Yeah, I'd rather pay fuel tax on the < 10 gallons of gas I buy for the lawn mower in a typical year than pay an odometer-based tax that includes the > 30 gallons of gas I use driving my vehicle outside of the U.S. in a typical year.
Exactly -- an odometer tax would bill you for Canadian miles and ignore where the fuel was actually consumed. The fuel tax self‑allocates by jurisdiction because refueling behavior reflects where you drive.

A single odometer reading can't tell lawn‑mower fuel from highway fuel (which is not ideal for 2-stroke engines anyhow), or U.S. miles from Canadian miles. The fuel tax already self‑sorts both because refueling behavior reflects actual use.

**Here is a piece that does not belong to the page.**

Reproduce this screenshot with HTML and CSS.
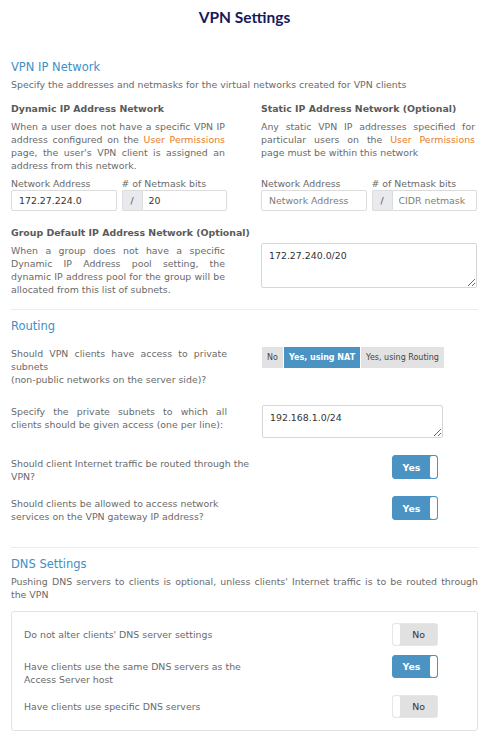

Quote from: Rothman on June 23, 2026, 04:49:41 PM
Quote from: Beltway on June 23, 2026, 03:15:14 PMA once‑a‑year odometer reading has zero granularity -- no location, no jurisdiction, no facility type, no time‑of‑use.
Yet another strange sentence from you, when comparing an odometer/VMT tax to a fuel tax.
There's nothing strange about it -- an annual odometer reading is a single lump‑sum number. It has no information about where the miles were driven, which jurisdiction should receive revenue, what type of facility was used, or when the travel occurred. The fuel tax captures all of that implicitly because refueling behavior reflects actual use. That's the difference in granularity.

Quote from: Max Rockatansky on June 23, 2026, 04:59:48 PMIs this mileage tax talk something Beltway came up with or is there an actual section that mentioned it?  I scanned through the documents really quickly on lunch and the only thing I'm seeing kind of in the domain is the EV/PHEV fee in section 1129. 
No, I didn't invent it -- the VMT discussion comes from the fact that the bill increases the EV/PHEV fee (Section 1129) because EVs don't pay fuel tax. Any time Congress raises EV fees for that reason, the policy conversation inevitably turns to what replaces the fuel tax long‑term. That's why the odometer/VMT issue keeps coming up, even if the bill itself doesn't mandate one.